Zur Transparenz und Unabhängigkeit des neuen Verfahrens trägt insbesondere die UKA bei. Ihr gehören sieben Frauen und Männer an. Sie ist interdisziplinär mit Fachleuten aus Medizin, Recht, Psychologie und Kriminologie besetzt. Die Mitglieder stehen in keinem Anstellungsverhältnis zu einer (Erz-)Diözese oder einer anderen kirchlichen Einrichtung und arbeiten weisungsunabhängig. Die Mitglieder der UKA werden für ihre Aufgabe vom Vorsitzenden der Deutschen Bischofskonferenz ernannt. Ihre Namen werden nach der konstituierenden Sitzung auf der Internetseite www.dbk.de veröffentlicht.

Ausgewählt wurden die Mitglieder der UKA von einem mehrheitlich nichtkirchlichen Personenkreis. Neben Bischof Dr. Stephan Ackermann gehörten diesem Kreis Dr. Manuela Stötzel (Leiterin des Arbeitsstabes des UBSKM), Staatsministerin a. D. Roswitha Müller-Piepenkötter (Bundesvorsitzende des Weißen Rings a. D.) und Robert Köhler (Verein Ettaler Misshandlungs- und Missbrauchsopfer) an.

Nach der beschlossenen Verfahrensordnung können Betroffene verschiedene Leistungen erhalten. Die UKA kann, orientiert an Schmerzensgeldzahlungen, Leistungen von bis zu 50.000 Euro festlegen. Bei besonders schweren Härtefällen sind höhere Leistungen oder anderweitige Unterstützungen mit Zustimmung des zuständigen (Erz-)Bistums möglich. Zusätzlich können – wie bisher – Kosten für Therapie- und/oder Paarberatung übernommen werden.
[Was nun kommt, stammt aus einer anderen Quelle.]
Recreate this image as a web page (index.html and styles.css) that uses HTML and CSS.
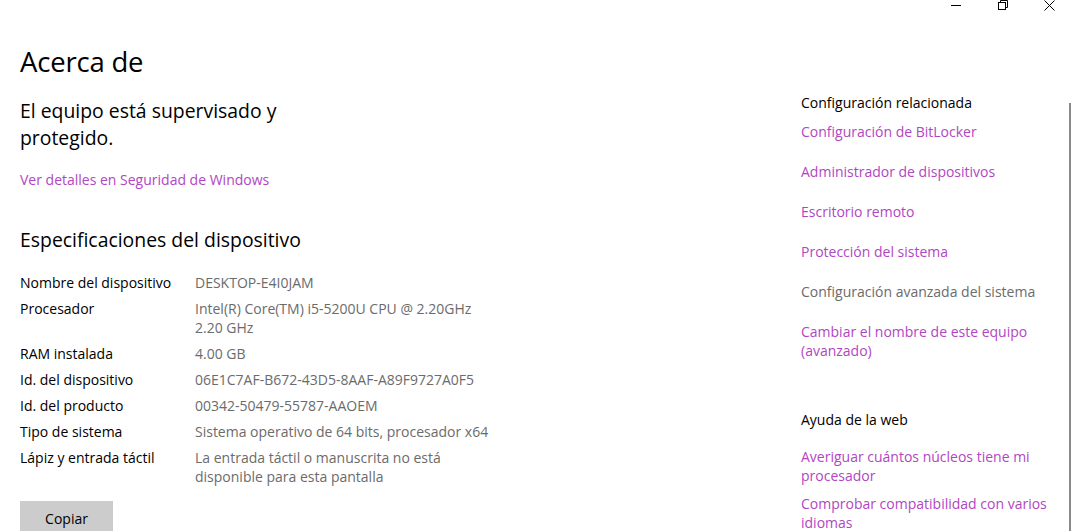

Personen, die bereits in der Vergangenheit einen Antrag gestellt und Leistungen erhalten haben, können einen erneuten Antrag stellen. Für diese Personen gibt es ein verkürztes Antragsverfahren.

Unterstützungsfonds für Betroffene von Orden

Von großer Bedeutung ist die Gleichbehandlung von Betroffenen, die neben den Bistümern auch die rechtlich unabhängigen Ordensgemeinschaften umfasst. Die Bischöfe haben deshalb bei ihrer Frühjahrs-Vollversammlung 2020 beschlossen, dass zur Sicherstellung von Leistungen an Betroffene eine Solidarkomponente vorgesehen ist, damit Orden nötigenfalls bei der Finanzierung von Anerkennungsleistungen unterstützt werden können.

Die Deutsche Ordensobernkonferenz (DOK) und Vertreter einzelner Orden haben verschiedentlich das gemeinsame Ziel bekräftigt, ein einheitliches Verfahren zur Anerkennung des Leids umsetzen zu wollen. Der Ständige Rat hat dementsprechend die Einrichtung eines subsidiären und nachrangigen Unterstützungsfonds beschlossen. Die Orden, die am weiterentwickelten Verfahren teilnehmen, finanzieren die durch die UKA festgesetzten Anerkennungsleistungen grundsätzlich selbst und haben nur subsidiär, unter bestimmten Kriterien, Zugang zum Unterstützungsfonds.

Betroffenenbeirat

Bischof Dr. Stephan Ackermann hat den Ständigen Rat darüber informiert, dass der Betroffenenbeirat der Deutschen Bischofskonferenz seine Arbeit aufnehmen konnte und die konstituierende Sitzung Anfang November 2020 stattgefunden hat.